During the first stages of the exodus of laborers from Mumbai, I heard some men tell journalists they never wanted to return to this city that had treated them so harshly. Yet many of them did. In the village, Gagan told me, there was no virus. Nobody there bothered with masks — it was only on the train journey back to Mumbai that he had bought one. But he had to come back to Mumbai, he added, because in the village, there was also no work.
Over the months of India’s harsh lockdown and the gradual lifting of restrictions that has followed, the phantom presence of the virus has shown who the city keeps out and who it lets in. It has shown, in fact, who the city is built for. Walking in the evenings, I see cafes, salons and restaurants lit up and buzzing with customers. The public park shuts at 7 p.m., when most people get off work. On the glass fronts of shops I see posters advertising for delivery boys. Outside malls and eateries, I see men on scooters and bicycles waiting to pick up orders for food delivery apps. The quieter bylanes are crowded with young people perched on cars and scooters, talking, laughing, and fighting. A friend tells me that people are “just done with the virus.” And it seems that they are, either out of privilege or necessity.
The virus has also shown how malleable the ways of our world are; how in fact what seems entrenched can be changed. In the past too, urban living has transformed in response to pandemics. It is possible to see this as a moment of reevaluation for many relationships: schools and families, women and work, cities and their residents. How we treat our urban spaces and how they treat us. But for now, COVID-19 seems to have dovetailed for Mumbai residents into yet another inconvenience in an already difficult city.
As 2020 drew to an end, the feeling of living in a limbo seemed to heighten: a vaccine for the virus was in sight, but out of reach for many people. I read of other parts of the world locking down yet again, facing a winter with varying levels of restrictions. In Mumbai, New Year’s Eve came with a night curfew, and celebrations were subdued. Early in January, India’s regulatory authority for pharmaceuticals approved two vaccines for emergency use. The scale of the immunization effort that lies ahead is massive: a plan to inoculate a priority list of 300 million people by summer.
Early in December, I decided to make a long overdue journey to the upmarket suburb of Bandra for a doctor’s appointment. Afterwards, I took a walk to the nearby promenade, enjoying the breeze and the view of the shimmering sea, glimpsed at this proximity for the first time in months. I had read that even this vista was to change, with the construction of the Mumbai Coastal Road. The highway, that will extend the city’s choked streets onto its western coastline, will also transform the city’s seafront and its public spaces.

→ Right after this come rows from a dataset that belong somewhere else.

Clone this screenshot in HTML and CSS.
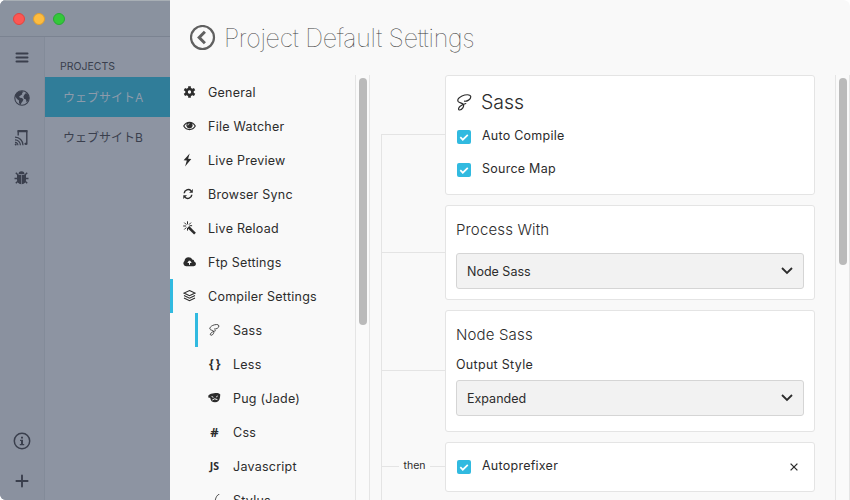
FILE: index.html
```html
<!DOCTYPE html>
<html lang="en">
<head>
<meta charset="utf-8">
<title>Project Default Settings</title>
<link rel="stylesheet" href="styles.css">
</head>
<body>
<svg class="defs" width="0" height="0">
  <symbol id="sass" viewBox="0 0 15 17"><path d="M7.500 7.200C10 7.500 13.800 5.500 13.800 2.800 13.500-.2 8 .6 5 2 2 3.500.3 5.500 1 7.200c.8 1.600 4 1.600 5.300 3.100C7.500 12.300 5 16 2.800 16 .8 16 1.500 13.300 3.500 12c1.500-1.100 3-1.700 5.300-2.500" fill="none" stroke="currentColor" stroke-width="1.200" stroke-linecap="round"/></symbol>
  <symbol id="chev" viewBox="0 0 12 8"><path d="M1 1l5 5 5-5" fill="none" stroke="currentColor" stroke-width="1.800"/></symbol>
  <symbol id="tick" viewBox="0 0 14 14"><path d="M3.300 7.200l2.500 2.500 5-4.800" fill="none" stroke="currentColor" stroke-width="1.700"/></symbol>
</svg>
<div class="window">
  <aside class="app">
    <div class="titlebar"><i class="dot red"></i><i class="dot yellow"></i><i class="dot green"></i></div>
    <div class="app-body">
      <div class="rail">
        <svg width="16" height="16" viewBox="0 0 16 16"><path d="M2.500 3.500h11M2.500 7.500h11M2.500 11.500h11" stroke="currentColor" stroke-width="2" stroke-linecap="round"/></svg>
        <svg width="16" height="16" viewBox="0 0 16 16"><circle cx="8" cy="8" r="7.200" fill="none" stroke="currentColor" stroke-width="1.100"/><path d="M1 6C2 3 4.500 1 8 .9L9.500 2 8 3l.3 1.200L6.500 5.500 5 6.700l1 1 2 .3 1.500 1.500-1 2-1 1.300L6.500 15 5 13V10.500L3 9zM10.500 4.500L12 3l2 1.500L15.200 8l-1 3-1.700 1.200-.5-2.700-2-.8-.6-2.200z" fill="currentColor"/></svg>
        <svg width="16" height="16" viewBox="0 0 16 16"><path d="M4.200 5.500V1.200h8.600v12.600H10.500" fill="none" stroke="currentColor" stroke-width="1.400"/><path d="M3.600 1.100h9.800M11 13.700h2" stroke="currentColor" stroke-width="2.100"/><path d="M1 7.200a8 8 0 0 1 8 8M1 9.800a5.400 5.400 0 0 1 5.400 5.400M1 12.300a2.800 2.800 0 0 1 2.900 2.900" fill="none" stroke="currentColor" stroke-width="1.200"/><circle cx="1.700" cy="14.600" r="1" fill="currentColor"/></svg>
        <svg width="16" height="16" viewBox="0 0 16 16"><path d="M4.500 4.300a3 3 0 0 1 6 0z" fill="currentColor"/><path d="M3 5H7.200v9.200C4.300 13.900 3 12 3 9.500zM7.800 5H12v4.500c0 2.500-1.300 4.400-4.200 4.700z" fill="currentColor"/><path d="M1.800 2.800L4.500 5.500M.5 8.500h3M1.800 13.300L4.300 10.800M13.200 2.800L10.500 5.500M14.500 8.500h-3M13.200 13.300L10.700 10.800" stroke="currentColor" stroke-width="1.400"/></svg>
        <span class="push"></span>
        <svg width="18" height="18" viewBox="0 0 18 18"><circle cx="9" cy="9" r="7.700" fill="none" stroke="currentColor" stroke-width="1.500"/><path d="M8 4.700h2v1.800H8zM7 7.800h3v4.300h1.200v1.200H6.800v-1.200H8V9H7z" fill="currentColor"/></svg>
        <svg width="14" height="14" viewBox="0 0 14 14"><path d="M7 1.400v11.200M1.400 7h11.200" stroke="currentColor" stroke-width="1.900" stroke-linecap="round"/></svg>
      </div>
      <div class="projects">
        <h2>PROJECTS</h2>
        <div class="project on">ウェブサイトA</div>
        <div class="project">ウェブサイトB</div>
      </div>
    </div>
  </aside>
  <main class="panel">
    <header>
      <svg width="26" height="26" viewBox="0 0 26 26"><circle cx="12.500" cy="12.500" r="11.500" fill="none" stroke="currentColor" stroke-width="2.200"/><path d="M14.900 6.800L9.200 12.500l5.700 5.700" fill="none" stroke="currentColor" stroke-width="3"/></svg>
      <h1>Project Default Settings</h1>
    </header>
    <div class="cols">
      <nav>
        <a><svg width="13" height="14" viewBox="0 0 14 14"><circle cx="7" cy="7" r="3.200" fill="none" stroke="currentColor" stroke-width="2.800"/><path d="M7 .7v2.500M7 10.800v2.500M1.500 3.900l2.200 1.200M10.300 8.900l2.200 1.200M1.500 10.100l2.200-1.200M10.300 5.100l2.200-1.200" stroke="currentColor" stroke-width="2.900"/></svg>General</a>
        <a><svg width="13" height="14" viewBox="0 0 14 14"><path d="M.8 7C3.900 1.900 10.100 1.900 13.200 7 10.100 12.100 3.900 12.100.8 7z" fill="none" stroke="currentColor" stroke-width="1.300"/><circle cx="7" cy="6.300" r="3.300" fill="currentColor"/><path d="M5.200 6.300A1.800 1.800 0 0 1 7 4.500" stroke="#f9f9f9" fill="none" stroke-width=".8"/></svg>File Watcher</a>
        <a><svg width="13" height="14" viewBox="0 0 13 14"><path d="M6.700.5L.6 7.300l3.200.3-1.700 5.900L8.300 6l-3.200-.3z" fill="currentColor"/></svg>Live Preview</a>
        <a><svg width="13" height="14" viewBox="0 0 13 14"><path d="M1.200 6.300A4 4 0 0 1 8 3.800M8.800 7.700A4 4 0 0 1 2 10.200" fill="none" stroke="currentColor" stroke-width="1.500"/><path d="M9.800 2v3.700H6.100zM.3 12V8.300H4z" fill="currentColor"/></svg>Browser Sync</a>
        <a><svg width="13" height="14" viewBox="0 0 13 14"><path d="M5.300 6L12 12.700" stroke="currentColor" stroke-width="2.500"/><path d="M4.500.3v3M.2 5h3M1.300 1.600l2 2M8 1.600l-2 2M1.300 8.500l2-2M4.500 7v2.600M6.500 4.700h2.600" stroke="currentColor" stroke-width="1"/></svg>Live Reload</a>
        <a><svg width="13" height="14" viewBox="0 0 13 14"><path d="M3.200 11.300A3 3 0 0 1 1.500 6C1.600 3.700 3.300 2.300 5.500 2.300 7.300 2.300 8.500 3.100 9.200 4.500c1.300 0 2 .9 2 2 2.600.8 2.200 4.800-.7 4.800z" fill="currentColor"/><path d="M6.500 9.800V6.500M4.900 7.500l1.600-1.700 1.600 1.700z" fill="#f9f9f9" stroke="#f9f9f9" stroke-width="1"/></svg>Ftp Settings</a>
        <a class="on"><svg width="13" height="14" viewBox="0 0 13 14"><path d="M6.500 1.500l5.500 2.600-5.500 2.600L1 4.100zM1 6.500l5.500 2.700L12 6.500M1 9l5.500 2.700L12 9" fill="none" stroke="currentColor" stroke-width="1.100"/></svg>Compiler Settings</a>
        <a class="sub on"><svg width="11" height="12"><use href="#sass"/></svg>Sass</a>
        <a class="sub"><b class="glyph braces">{ }</b>Less</a>
        <a class="sub"><svg width="13" height="12" viewBox="0 0 13 12"><path d="M.2 3.800C2 1.300 4 1.800 6 1.300c2-.6 4.500-.6 6.300 1.200L12 5.200c-.5 3.500-2 5-5 5.100-3 0-4.300-1.300-4.800-4.500L.5 5.700z" fill="currentColor"/><path d="M3.600 4.500l1.800.8M9.700 4l-1.500 1M4.300 8l2.400-1.200 2.700.8" stroke="#f9f9f9" stroke-width="1" fill="none"/></svg>Pug (Jade)</a>
        <a class="sub"><b class="glyph hash">#</b>Css</a>
        <a class="sub"><b class="glyph js">JS</b>Javascript</a>
        <a class="sub"><svg width="12" height="12" viewBox="0 0 12 12"><path d="M11 0C8.500 1 7.500 3 6.800 6L5 8 2.500 7 4 9.500" fill="none" stroke="currentColor" stroke-width=".8"/></svg>Stylus</a>
      </nav>
      <div class="scroll"><div class="thumb"></div></div>
      <div class="steps">
        <section class="step">
          <div class="wire"></div>
          <div class="card sass">
            <h3 class="big"><svg width="15" height="17"><use href="#sass"/></svg>Sass</h3>
            <label><span class="check"><svg width="14" height="14"><use href="#tick"/></svg></span>Auto Compile</label>
            <label><span class="check"><svg width="14" height="14"><use href="#tick"/></svg></span>Source Map</label>
          </div>
        </section>
        <section class="step">
          <div class="wire"></div>
          <div class="card process">
            <h3>Process With</h3>
            <div class="select">Node Sass<svg width="12" height="8"><use href="#chev"/></svg></div>
          </div>
        </section>
        <section class="step">
          <div class="wire"></div>
          <div class="card node">
            <h3>Node Sass</h3>
            <p>Output Style</p>
            <div class="select">Expanded<svg width="12" height="8"><use href="#chev"/></svg></div>
          </div>
        </section>
        <section class="step">
          <div class="wire then"><span>then</span></div>
          <div class="card prefixer">
            <label><span class="check"><svg width="14" height="14"><use href="#tick"/></svg></span>Autoprefixer</label>
            <svg width="8" height="8" viewBox="0 0 8 8"><path d="M.6.6l6.800 6.800M7.400.6L.6 7.400" stroke="currentColor" stroke-width="1.300"/></svg>
          </div>
        </section>
      </div>
      <div class="scroll main"><div class="thumb"></div></div>
    </div>
  </main>
</div>
</body>
</html>
```

FILE: styles.css
```css
* { box-sizing: border-box; }
body { margin: 0; background: #fff; font-family: Inter, "Noto Sans CJK JP", sans-serif; color: #2c2c2c; }
h1, h2, h3, p { margin: 0; font-weight: 400; }
svg { display: block; flex: none; }
.defs { position: absolute; }
.window { display: flex; width: 850px; height: 500px; overflow: hidden; border-radius: 6px 6px 0 6px; }
.app { width: 170px; display: flex; flex-direction: column; background: #8d94a2; color: #3a3f4d; }
.titlebar { height: 37px; display: flex; gap: 8px; align-items: center; padding-left: 13px; background: #8a929f; border-top: 1px solid #a8afb5; border-bottom: 1px solid #7b8391; }
.dot { width: 12px; height: 12px; border-radius: 50%; border: 1px solid; }
.red { background: #fc5753; border-color: #e2443f; }
.yellow { background: #fdbc40; border-color: #df9f2f; }
.green { background: #34c83a; border-color: #27aa35; }
.app-body { flex: 1; display: flex; min-height: 0; }
.rail { width: 45px; display: flex; flex-direction: column; align-items: center; gap: 24px; padding: 12.5px 0 12.5px; background: #8a919f; border-right: 1px solid #838b99; }
.rail svg { margin-left: .5px; }
.push { flex: 1; }
.projects { flex: 1; }
.projects h2 { height: 40px; padding: 22px 0 0 15px; font-size: 10.5px; line-height: 16px; letter-spacing: 0; }
.project { height: 40px; padding-left: 18px; font-size: 12px; line-height: 41px; white-space: nowrap; }
.project.on { background: #307d99; color: #8d9bab; }
.panel { flex: 1; display: flex; flex-direction: column; background: #f9f9f9; border-top-right-radius: 6px; min-width: 0; }
header { height: 75px; display: flex; align-items: center; gap: 8px; padding-left: 20px; color: #606060; flex: none; }
h1 { font-size: 25px; font-weight: 100; line-height: 32px; letter-spacing: -.3px; padding-top: 1px; color: #404040; }
.cols { flex: 1; display: flex; min-height: 0; }
nav { width: 185px; overflow: hidden; font-size: 12.5px; letter-spacing: .25px; }
nav a { height: 34px; display: flex; align-items: center; gap: 12px; padding-left: 10px; border-left: 3px solid transparent; }
nav a.on { border-color: #31bae0; }
nav a.sub { margin-left: 25px; gap: 0; }
nav a.sub > :first-child { width: 13px; margin-right: 12px; }
.glyph { font: 700 12px/12px "Open Sans", sans-serif; text-align: center; white-space: nowrap; letter-spacing: 0; }
.braces { letter-spacing: -.5px; }
.hash { font-size: 13px; }
.js { font-size: 10.5px; }
.scroll { width: 15px; border: solid #e5e5e5; border-width: 0 1px; padding: 3px 2px 0 3px; background: #fafafa; flex: none; }
.thumb { width: 8px; height: 247px; border-radius: 4px; background: #bababa; }
.main .thumb { height: 187px; }
.steps { flex: 1; position: relative; padding-left: 11px; overflow: hidden; }
.steps::before { content: ""; position: absolute; left: 11px; top: 59px; bottom: 0; width: 1px; background: #e4e4e4; }
.step { display: flex; margin: 0 20px 10px 0; }
.wire { width: 64px; align-self: center; height: 1px; margin-bottom: 1px; background: #e4e4e4; }
.then { display: flex; justify-content: center; align-items: center; padding-left: 3px; }
.then span { background: #f9f9f9; font-size: 10.5px; line-height: 20px; padding: 0 5px 1px; }
.card { flex: 1; background: #fff; border: 1px solid #e4e4e4; border-radius: 3px; padding: 0 10px; }
.sass { height: 120px; }
.big { display: flex; align-items: center; gap: 9px; height: 43px; }
h3.big { font-size: 19.5px; letter-spacing: 0; font-weight: 300; line-height: 28px; padding: 9px 0 0 1px; }
h3 { font-size: 15px; font-weight: 300; line-height: 20px; letter-spacing: .15px; padding-top: 14px; }
label { display: flex; align-items: center; gap: 11px; height: 33px; font-size: 12.5px; letter-spacing: .25px; line-height: 16px; }
.check { width: 14px; height: 14px; margin-left: 1px; border-radius: 2px; background: #31bae0; color: #fff; position: relative; top: 1px; }
.process { height: 95px; }
.process .select { margin-top: 13px; }
.node { height: 122px; }
.node p { font-size: 12.5px; line-height: 16px; letter-spacing: .3px; margin-top: 12px; }
.node .select { margin-top: 7px; }
.select { display: flex; justify-content: space-between; align-items: center; height: 36px; padding: 0 10px; border: 1px solid #d5d5d5; border-radius: 3px; background: #f2f2f2; font-size: 12.5px; letter-spacing: 0; }
.prefixer { height: 50px; display: flex; justify-content: space-between; align-items: center; padding-right: 16px; }
.prefixer label { padding-bottom: 2px; }
```
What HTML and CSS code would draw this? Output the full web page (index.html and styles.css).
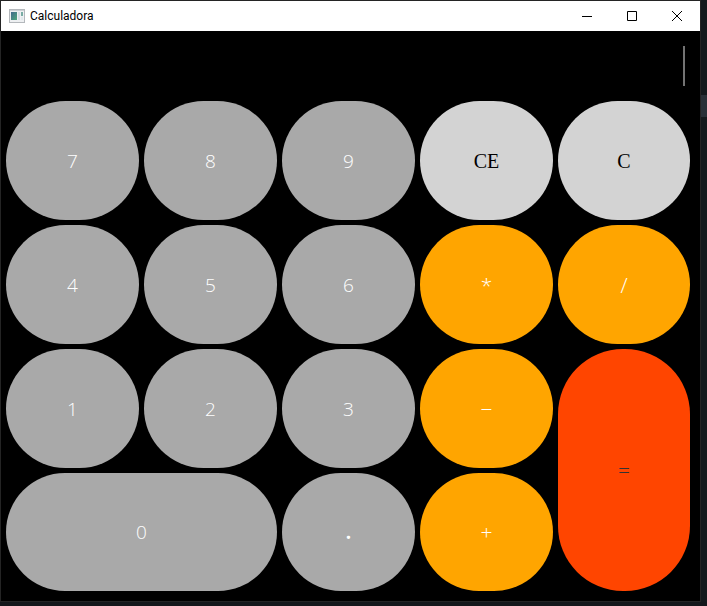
FILE: index.html
```html
<!DOCTYPE html>
<html lang="es">
<head>
<meta charset="utf-8">
<title>Calculadora</title>
<link rel="stylesheet" href="styles.css">
</head>
<body>
<main class="window">
  <header class="titlebar">
    <svg class="app-icon" viewBox="0 0 16 14" aria-hidden="true">
      <defs>
        <linearGradient id="pane" x1="0" y1="0" x2="1" y2="1">
          <stop offset="0" stop-color="#41698c"/>
          <stop offset="1" stop-color="#4fa77c"/>
        </linearGradient>
      </defs>
      <rect x=".5" y=".5" width="15" height="13" fill="#eef0f2" stroke="#b4b8bc"/>
      <path d="M1 1.5h14" stroke="#ccd0d4"/>
      <rect x="2" y="3" width="6" height="8" fill="url(#pane)"/>
      <rect x="9" y="3" width="2" height="8" fill="#d8dfe5"/>
      <rect x="12" y="3" width="2" height="4" fill="#79aca4"/>
      <rect x="12" y="8" width="2" height="3" fill="#e1e8ec"/>
    </svg>
    <h1 class="title">Calculadora</h1>
    <button class="control" type="button" aria-label="Minimizar">
      <svg viewBox="0 0 10 10" aria-hidden="true"><path d="M0 5.5h10"/></svg>
    </button>
    <button class="control" type="button" aria-label="Maximizar">
      <svg viewBox="0 0 10 10" aria-hidden="true"><path d="M.5.5h9v9h-9z"/></svg>
    </button>
    <button class="control" type="button" aria-label="Cerrar">
      <svg viewBox="0 0 10 10" aria-hidden="true"><path d="M0 0l10 10M10 0L0 10"/></svg>
    </button>
  </header>
  <div class="display">
    <input class="entry" type="text" aria-label="Resultado">
    <span class="caret"></span>
  </div>
  <div class="keys">
    <button class="key" type="button">7</button>
    <button class="key" type="button">8</button>
    <button class="key" type="button">9</button>
    <button class="key clear" type="button">CE</button>
    <button class="key clear" type="button">C</button>
    <button class="key" type="button">4</button>
    <button class="key" type="button">5</button>
    <button class="key" type="button">6</button>
    <button class="key operator" type="button">*</button>
    <button class="key operator" type="button">/</button>
    <button class="key" type="button">1</button>
    <button class="key" type="button">2</button>
    <button class="key" type="button">3</button>
    <button class="key operator" type="button">−</button>
    <button class="key equals" type="button">=</button>
    <button class="key zero" type="button">0</button>
    <button class="key point" type="button">.</button>
    <button class="key operator" type="button">+</button>
  </div>
</main>
<aside class="backdrop"></aside>
</body>
</html>
```
FILE: styles.css
```css
* {
  box-sizing: border-box;
}

body {
  display: flex;
  height: 100vh;
  margin: 0;
  padding-bottom: 4px;
  overflow: hidden;
  background: #14171b;
}

.window {
  display: flex;
  flex: 1;
  flex-direction: column;
  border: 1px solid #242424;
  background: #000;
}

.backdrop {
  width: 6px;
  background: linear-gradient(#14191c 95px, #293037 95px, #293037 117px, #14191c 117px);
}

.titlebar {
  display: flex;
  align-items: center;
  height: 30px;
  padding: 0 1px 0 8px;
  background: #fff;
}

.app-icon {
  width: 16px;
  height: 14px;
}

.title {
  flex: 1;
  margin: 0 0 0 5px;
  color: #000;
  font: 400 12px/16px Roboto, "Open Sans", sans-serif;
}

.control {
  display: grid;
  place-items: center;
  width: 45px;
  height: 30px;
  padding: 0;
  border: 0;
  background: none;
}

.control svg {
  width: 10px;
  height: 10px;
  fill: none;
  stroke: #000;
}

.display {
  display: flex;
  align-items: center;
  height: 70px;
  padding: 0 15px 0 5px;
}

.entry {
  flex: 1;
  height: 60px;
  padding: 0;
  border: 0;
  outline: 0;
  background: #000;
  color: #fff;
  font: 36px "Liberation Mono", monospace;
  text-align: right;
}

.caret {
  width: 2px;
  height: 40px;
  background: #737373;
}

.keys {
  display: grid;
  flex: 1;
  grid-template-columns: repeat(4, 133fr) 132fr;
  grid-template-rows: repeat(3, 119fr) 118fr;
  gap: 5px;
  padding: 0 10px 10px 5px;
}

.key {
  min-width: 0;
  padding: 0;
  border: 0;
  border-radius: 65px;
  background: #a9a9a9;
  color: #fff;
  font: 300 19px/24px "Open Sans", sans-serif;
}

.clear {
  background: #d3d3d3;
  color: #000;
  font: 400 20px/24px "Liberation Serif", serif;
}

.operator {
  background: #ffa500;
  font-size: 21px;
}

.equals {
  grid-row: span 2;
  background: #ff4500;
  color: #333;
  font-size: 21px;
}

.zero {
  grid-column: span 2;
}

.point {
  font-weight: 700;
}
```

On the promenade, I saw a police car slowly driving past the waterfront. Lovers sat on benches, stealing a few moments together in a city where space and privacy are at a premium. A construction worker ate his lunch in the shade of a palm tree, opposite luxury mansions worth millions of dollars. Across the road were shuttered restaurants promising home deliveries, and a cafe buzzing with customers. I walked towards a small knot of people, and found myself anticipating the sway of their bodies; all of us moving to create space for the others, in a familiar Mumbai choreography.